Childhood friends said Everett grew up in North Carolina and moved to Omaha when he was 11 or 12. He went to Nathan Hale Middle School, where he was part of a leadership group.
Everett was recognizable for his deep voice and hearty laugh, said Catherine Nared.
“I can just still hear his voice in my head,'' said another friend, Robbie Spivey. “When he spoke, you just felt protected.”
He was a tough football player, Mackey recalled.
“He probably hit me the hardest I've ever been hit in football,” he said, laughing. “He got a good shot on me.”
Everett was elected homecoming king at Tech, where he graduated in 1979. He studied for one year at Peru State College and also took classes at the University of Nebraska at Omaha in the 1980s.

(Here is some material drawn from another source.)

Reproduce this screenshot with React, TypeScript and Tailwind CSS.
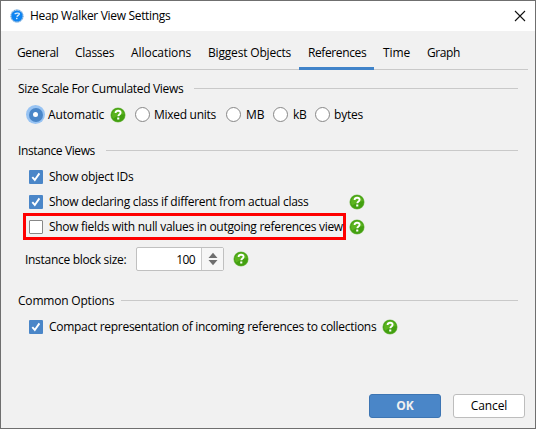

His aunt, Brenda Pratt, said Everett was the only child of his mother, Betty Everett, who lives in a nursing home in Rockingham, N.C.
Little else is known about Everett's adult life.
Spivey said she last saw him about a year and a half ago. The two were downtown, and Everett said he was looking for a job.
Everett had been a custodian at International Nutrition since November 2012.
He never married and had one daughter, who friends said died as a baby.
Survivors include his mother and half-siblings Harold Tillman, Palishia Robinson and Wanda Swinnie, all of Rockingham.
Pratt said funeral arrangements are pending in North Carolina.